Karen Hakobian is a musician, researcher and human
rights advocate/trainer from Armenia. He is the president of Hujs
(Hope,) a human rights
organization promoting a culture of participatory democracy. He lectures
frequently on contemporary issues in politics and arts.
Roger Kleier is a composer, guitarist, and improviser
who began playing electric guitar at age thirteen after discovering
Captain Beefheart
and Jimi Hendrix on the radio airwaves of Los Angeles. He studied
composition at North Texas State University and the University of
Southern California, and has developed a unique style that draws
equally from improvisation, contemporary classical music, and the
American guitar traditions of blues, jazz, and rock. Much of his
compositional work involves the development of a broader vocabulary
for the electric guitar through the use of extended techniques and
digital sound manipulation. His three solo CDs are “KlangenBang”,
released on the Rift label, “Deep Night, Deep Autumn” released
by the Starkland label, and "The Night Has Many Hours" on
the Innova label. He has formed a quartet called “El Pocho
Loco” dedicated to guitar instrumentals that features keyboardist
Annie Gosfield, bassist Trevor Dunn, and drummer Ches Smith.

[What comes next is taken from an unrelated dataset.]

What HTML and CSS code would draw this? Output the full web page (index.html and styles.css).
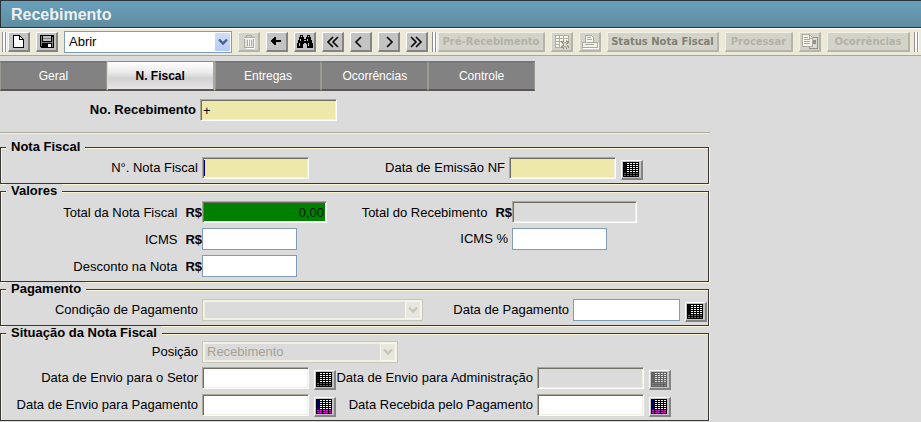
FILE: index.html
```html
<!DOCTYPE html>
<html lang="pt-BR">
<head>
<meta charset="utf-8">
<title>Recebimento</title>
<link rel="stylesheet" href="styles.css">
</head>
<body>
<svg class="defs" aria-hidden="true">
  <symbol id="calendar" viewBox="1 1 19 17">
    <path class="cal-back" d="M2 2h16v15H2z"/>
    <path class="cal-side" d="M3 3.5h3M3 5.5h3M3 7.5h3M3 9.5h3M3 11.5h3"/>
    <path class="cal-day" d="M6 3.5h11M6 5.5h11M6 7.5h11M6 9.5h11M6 11.5h11"/>
    <path class="cal-end" d="M3 13.5h14M3 15.5h14"/>
  </symbol>
  <symbol id="chevron" viewBox="0 0 10 8">
    <path d="M1 1.5l4 4 4-4" fill="none" stroke="currentColor" stroke-width="2.4"/>
  </symbol>
</svg>

<header class="title"><h1>Recebimento</h1></header>

<div class="toolbar" role="toolbar" aria-label="Ações">
  <span class="grip"></span>
  <button class="tool" aria-label="Novo"><svg viewBox="1 1 19 17"><path d="M5.5 3.5h6l4 4v8h-10z" fill="#fff" stroke="#000"/><path d="M11.5 3.5v4h4" fill="none" stroke="#000"/></svg></button>
  <button class="tool" aria-label="Salvar"><svg viewBox="1 1 19 17"><path d="M4 3h14v13H5l-1-1z" fill="#000"/><path d="M5 4h1v10H5zM16 5h1v10h-1z" fill="#808080"/><path d="M7 4h8v5H7z" fill="#c0c0c0"/><path d="M7 6h8v1H7z" fill="#808080"/><path d="M12 12h3v3h-3z" fill="#fff"/><path d="M6 10h10v1H6z" fill="#808080"/></svg></button>
  <div class="select toolbar-select">
    <select aria-label="Ação"><option>Abrir</option></select>
    <span class="arrow"><svg><use href="#chevron"/></svg></span>
  </div>
  <button class="tool" disabled aria-label="Excluir"><svg viewBox="1 1 19 17"><path d="M6 7h10v9H7V7z" fill="#e6e5dc"/><path d="M5.500 5.500h11M8.500 5V3.500h5V5M6.500 7v8.500h9V7M9.500 7.500v6M11.500 7.500v6M13.500 7.500v6" fill="none" stroke="#aaa99c"/><path d="M6 6.500h11M8 16.500h8.500V7M10.500 8v6M12.500 8v6" fill="none" stroke="#fff"/></svg></button>
  <button class="tool" aria-label="Voltar"><svg viewBox="1 1 19 17"><path d="M5 8h1V7h1V6h1V5h2v3h5v2h-5v3H8v-1H7v-1H6v-1H5z"/></svg></button>
  <button class="tool" aria-label="Pesquisar"><svg viewBox="1 1 19 17"><path d="M6 3h3v2h1v2h2V5h1V3h3v2h1v3h1v3h1v5h-6v-4h-1v-1h-2v1H9v4H3v-5h1V8h1V5h1z"/><path d="M7 4h1v1H7zM14 4h1v1h-1zM6 7h1v2H6zM5 11h1v3H5zM13 7h1v2h-1zM14 11h1v3h-1zM10 8h2v1h-2z" fill="#c0c0c0"/></svg></button>
  <button class="tool" aria-label="Primeiro"><svg class="chev" viewBox="1 1 19 17"><path d="M11 5l-5 5 5 5M16 5l-5 5 5 5"/></svg></button>
  <button class="tool" aria-label="Anterior"><svg class="chev" viewBox="1 1 19 17"><path d="M11 5l-5 5 5 5"/></svg></button>
  <button class="tool" aria-label="Próximo"><svg class="chev" viewBox="1 1 19 17"><path d="M9 5l5 5-5 5"/></svg></button>
  <button class="tool" aria-label="Último"><svg class="chev" viewBox="1 1 19 17"><path d="M5 5l5 5-5 5M10 5l5 5-5 5"/></svg></button>
  <span class="grip"></span>
  <button class="tool text w-pre" disabled>Pré-Recebimento</button>
  <button class="tool" disabled aria-label="Cancelar nota"><svg viewBox="1 1 19 17"><path d="M4 3h13v12H4z" fill="#f3f2eb"/><path d="M4.500 15.500v-12h13V9M4 6.500h13M4 9.500h6M4 12.500h5M8.500 4v11M12.500 4v4M4 15.500h6" fill="none" stroke="#b1b0a3"/><path d="M11 9l6 7M17 9l-6 7" stroke="#949387" stroke-width="3"/><path d="M12 10l5 6M16 10l-4 5" stroke="#e6e5dc"/></svg></button>
  <button class="tool" disabled aria-label="Imprimir"><svg viewBox="1 1 19 17"><path d="M6 3h8l1 7h3v5H4v-5h2z" fill="#f3f2eb"/><path d="M6.500 10V3.500h6l2 2V10M3.500 10.500h15v5h-15zM8 5.500h4M8 7.500h5M6 12.500h9" fill="none" stroke="#aaa99c"/><path d="M4 16.500h15V11" fill="none" stroke="#fff"/></svg></button>
  <button class="tool text strong w-status" disabled>Status Nota Fiscal</button>
  <button class="tool text w-proc" disabled>Processar</button>
  <button class="tool" disabled aria-label="Copiar"><svg viewBox="1 1 19 17"><path d="M10.500 5.500h8v11h-8z" fill="#deddd2" stroke="#949387"/><path d="M14 8h3v4h-3z" fill="#949387"/><path d="M3.500 2.500h7l3 3v9h-10z" fill="#f3f2eb" stroke="#aaa99c"/><path d="M5 5.500h4M5 7.500h6M5 9.500h6M5 11.500h6M10.500 3v3h3" fill="none" stroke="#aaa99c"/></svg></button>
  <button class="tool text w-oco" disabled>Ocorrências</button>
  <span class="grip"></span>
</div>

<nav class="tabs">
  <a href="#geral">Geral</a>
  <a href="#nfiscal" class="active" aria-current="page">N. Fiscal</a>
  <a href="#entregas">Entregas</a>
  <a href="#ocorrencias">Ocorrências</a>
  <a href="#controle">Controle</a>
</nav>

<main>
<form>
  <div class="record">
    <label for="numero">No. Recebimento</label>
    <input id="numero" class="field sunken key" value="+">
  </div>

  <fieldset>
    <legend>Nota Fiscal</legend>
    <div class="grid nota">
      <label for="nf">N°. Nota Fiscal</label>
      <input id="nf" class="field sunken key caret">
      <label for="emissao">Data de Emissão NF</label>
      <div class="picker"><input id="emissao" class="field sunken key"><button type="button" class="tool" aria-label="Calendário"><svg><use href="#calendar"/></svg></button></div>
    </div>
  </fieldset>

  <fieldset>
    <legend>Valores</legend>
    <div class="grid valores">
      <label class="money" for="total">Total da Nota Fiscal <b>R$</b></label>
      <input id="total" class="field sunken total" value="0,00" readonly>
      <label class="money" for="totalrec">Total do Recebimento <b>R$</b></label>
      <input id="totalrec" class="field sunken amount" disabled>
      <label class="money" for="icms">ICMS <b>R$</b></label>
      <input id="icms" class="field small">
      <label for="icmsp">ICMS %</label>
      <input id="icmsp" class="field small">
      <label class="money" for="desconto">Desconto na Nota <b>R$</b></label>
      <input id="desconto" class="field small">
    </div>
  </fieldset>

  <fieldset>
    <legend>Pagamento</legend>
    <div class="grid pagamento">
      <label for="condicao">Condição de Pagamento</label>
      <div class="select off condicao"><select id="condicao" disabled></select><span class="arrow"><svg><use href="#chevron"/></svg></span></div>
      <label for="datapag">Data de Pagamento</label>
      <div class="picker"><input id="datapag" class="field"><button type="button" class="tool" aria-label="Calendário"><svg><use href="#calendar"/></svg></button></div>
    </div>
  </fieldset>

  <fieldset>
    <legend>Situação da Nota Fiscal</legend>
    <div class="grid situacao">
      <label for="posicao">Posição</label>
      <div class="select off posicao"><select id="posicao" disabled><option>Recebimento</option></select><span class="arrow"><svg><use href="#chevron"/></svg></span></div>
      <label for="setor">Data de Envio para o Setor</label>
      <div class="picker"><input id="setor" class="field sunken"><button type="button" class="tool" aria-label="Calendário"><svg><use href="#calendar"/></svg></button></div>
      <label for="adm">Data de Envio para Administração</label>
      <div class="picker"><input id="adm" class="field sunken" disabled><button type="button" class="tool faded" aria-label="Calendário" disabled><svg><use href="#calendar"/></svg></button></div>
      <label for="envpag">Data de Envio para Pagamento</label>
      <div class="picker"><input id="envpag" class="field sunken"><button type="button" class="tool" aria-label="Calendário"><svg><use href="#calendar"/></svg></button></div>
      <label for="recpag">Data Recebida pelo Pagamento</label>
      <div class="picker"><input id="recpag" class="field sunken"><button type="button" class="tool" aria-label="Calendário"><svg><use href="#calendar"/></svg></button></div>
    </div>
  </fieldset>
</form>
</main>
</body>
</html>
```
FILE: styles.css
```css
* { box-sizing: border-box; }

body {
  margin: 0;
  background: #dbdbdb;
  color: #000;
  font: 13px/16px "Liberation Sans", Arial, sans-serif;
}

button, input, select { font: inherit; margin: 0; }

.defs { display: none; }

/* Title bar */
.title {
  height: 28px;
  padding: 0 10px;
  border: 1px solid #2b3338;
  border-right: 0;
  background: linear-gradient(#69a1bc, #5e8c9f);
}

.title h1 {
  margin: 0;
  color: #f0f0f0;
  font-size: 16px;
  line-height: 27px;
}

/* Toolbar */
.toolbar {
  display: flex;
  align-items: center;
  gap: 6px;
  height: 28px;
  padding-left: 4px;
  border-top: 1px solid #fff;
  border-bottom: 1px solid #aca899;
  background: #ece9d8;
}

.toolbar > * { flex: none; }

.grip {
  width: 4px;
  height: 20px;
  margin: 0 -4px 0 -2px;
  border: solid #8d8d92;
  border-width: 0 1px;
  background: #fff;
  box-shadow: 1px 0 #fff;
}

.tool {
  flex: none;
  width: 22px;
  height: 20px;
  padding: 0;
  border: solid #848484;
  border-color: #fff #848484 #848484 #fff;
  border-width: 1px 2px 2px 1px;
  border-radius: 0;
  background: #c3c3c3;
}

.tool svg {
  display: block;
  width: 19px;
  height: 17px;
  shape-rendering: crispEdges;
}

.tool .chev {
  fill: none;
  stroke: #000;
  stroke-width: 1.6;
  shape-rendering: auto;
}

.toolbar .tool:disabled {
  border-color: #f1f0e6 #b5b4a8 #b5b4a8 #f1f0e6;
  background: #d4d3c9;
}

.toolbar .text {
  color: #b3b2a6;
  font: bold 10px/17px "DejaVu Sans", Verdana, sans-serif;
  white-space: nowrap;
}

.toolbar .strong { color: #808074; }
.w-pre { width: 107px; }
.w-status { width: 112px; }
.w-proc { width: 68px; }
.w-oco { width: 83px; }

/* Drop-downs */
.select {
  position: relative;
  height: 22px;
}

.select select {
  width: 100%;
  height: 100%;
  padding: 0 20px 0 4px;
  border: 1px solid #7f9db9;
  border-radius: 0;
  background: #fff;
  color: #000;
  appearance: none;
}

.select .arrow {
  position: absolute;
  top: 2px;
  right: 2px;
  bottom: 2px;
  display: grid;
  place-items: center;
  width: 15px;
  border-radius: 1px;
  background: linear-gradient(#d0defc, #b5cbf8);
  color: #4d6185;
  pointer-events: none;
}

.arrow svg { width: 10px; height: 8px; }

.toolbar-select { width: 168px; }

.off select {
  border-color: #c9c7ba;
  background: #dbdbdb;
  box-shadow: inset 0 0 0 2px #f3f1e6;
  color: #a5a191;
  opacity: 1;
}

.off .arrow {
  width: 16px;
  border: 1px solid #f8f7f1;
  background: #e8e7dd;
  color: #c6c5ba;
}

.condicao { width: 221px; }
.posicao { width: 196px; }

/* Tabs */
.tabs {
  display: flex;
  max-width: 535px;
  margin-top: 5px;
}

.tabs a {
  flex: 1;
  height: 30px;
  border: solid #9b9b92;
  border-width: 2px 1px;
  border-top-color: #77777a;
  border-bottom-color: #5b5557;
  background: #828282;
  color: #fff;
  font-size: 12px;
  line-height: 26px;
  text-align: center;
  text-decoration: none;
}

.tabs .active {
  border-color: #8c8c8c #a9a99f #5b5557 #d8d8d8;
  border-width: 1px 2px 2px 1px;
  background: linear-gradient(#fff, #e9e9e9 40%, #d2d2d2 60%, #e6e6e6);
  color: #000;
  font-weight: bold;
  line-height: 28px;
}

/* Form */
main { max-width: 710px; }

.record {
  display: grid;
  grid-template-columns: 196px 137px;
  gap: 4px;
  align-items: center;
  padding: 8px 0 11px;
  border-bottom: 1px solid #aca899;
  box-shadow: 0 1px #f4f1df;
  margin-bottom: 7px;
}

.record label {
  font-weight: bold;
  text-align: right;
}

.field {
  width: 107px;
  height: 22px;
  padding: 0 2px;
  border: 1px solid #7f9db9;
  border-radius: 0;
  background: #fff;
}

.sunken {
  border-color: #aca899 #fff #fff #aca899;
  box-shadow: inset 1px 1px #716f64, inset -1px -1px #f1efe2;
}

.field:disabled { background: #dbdbdb; }
.key { background: #eee8aa; }
.record .key { width: 137px; }

.caret {
  background: linear-gradient(#000080, #000080) 1px 2px / 1px 16px no-repeat #eee8aa;
}

.total {
  width: 125px;
  background: #008000;
  color: #001c00;
  text-align: right;
}

.amount { width: 125px; }
.small { width: 95px; }

fieldset {
  min-width: 0;
  margin: 0 1px 0 0;
  padding: 0;
  border: 1px solid #3b3831;
  box-shadow: 1px 1px #fbf5d6, inset 1px 1px #fbf5d6;
}

legend {
  margin-left: 5px;
  padding: 0 5px;
  background: #dbdbdb;
  font-weight: bold;
  line-height: 14px;
}

.grid {
  display: grid;
  row-gap: 5px;
  padding: 3px 0;
}

.grid label {
  padding: 3px 4px 3px 0;
  line-height: 16px;
  text-align: right;
  white-space: nowrap;
}

.grid .money {
  display: flex;
  justify-content: flex-end;
  gap: 8px;
  padding: 4px 0 2px;
}

.nota { grid-template-columns: 201px auto 1fr 199px; }
.valores { grid-template-columns: 201px auto 1fr 196px; padding-bottom: 4px; }
.pagamento { grid-template-columns: 201px auto 1fr 135px; }
.situacao { grid-template-columns: 201px auto 1fr 171px; row-gap: 4px; padding-top: 1px; }
.posicao { grid-column: 2 / -1; }
.situacao .picker { width: 134px; }

.picker {
  display: flex;
  align-items: flex-start;
  gap: 5px;
}

.picker .tool { margin-top: 3px; }

.cal-back { fill: #000; }
.cal-side, .cal-day, .cal-end { fill: none; stroke-dasharray: 2 1; }
.cal-side { stroke: #000080; }
.cal-day { stroke: #fff; }
.cal-end { stroke: #f0f; }

.faded svg { filter: grayscale(1) opacity(0.5); }
```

Robert Kushner is a painter and
a sculptor based in New York City. He gained attention in the early
seventies as a performance artist, using food, fabric and nudity.
From 1971 to 1973, he was the assistant manager of the artist-run
project FOOD, a restaurant located in Soho, founded by Gordon Matta-Clark
and Caroline Goodden, in collaboration with many others.

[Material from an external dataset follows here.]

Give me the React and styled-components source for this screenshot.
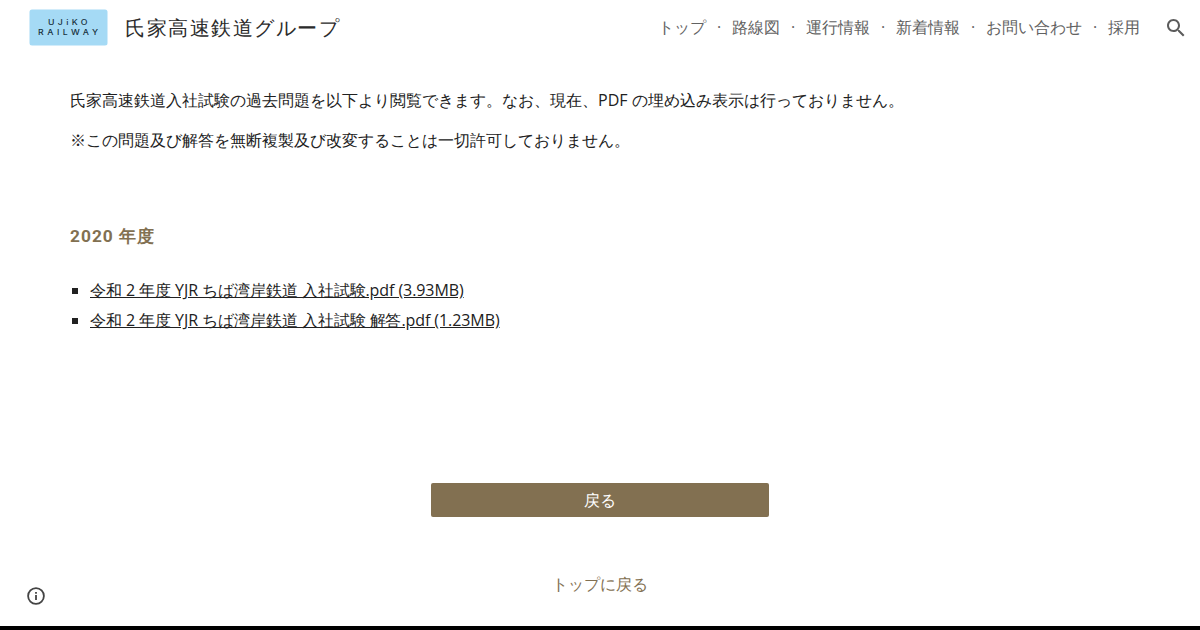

Of Ecuadorian and Chinese descent, Marisa
Jahn is an artist, writer, and community organizer whose
work has been featured at The MIT Museum (Cambridge); ICA (Philadelphia);
ISEA/Zero One (San Jose, CA); the National Taiwan Museum of Fine
Arts, Yerba Buena Center for the Arts, the San Francisco Asian
Art Museum, and more. A graduate from UC Berkeley and MIT, Jahn
is the founder of REV-, an organization dedicated to furthering
socially-engaged art, design, and pedagogy and the co-editor of
two books—‘Recipes for an Encounter’ and ‘Byproduct:
On the Excess of Embedded Art Practices.’ She is currently
the Deputy Director at People's Production House. |
| Support: Produced
by Dorsky Gallery, this exhibition, publication, and related programming
are supported, in part, by public funds from the New York State Council
on the Arts.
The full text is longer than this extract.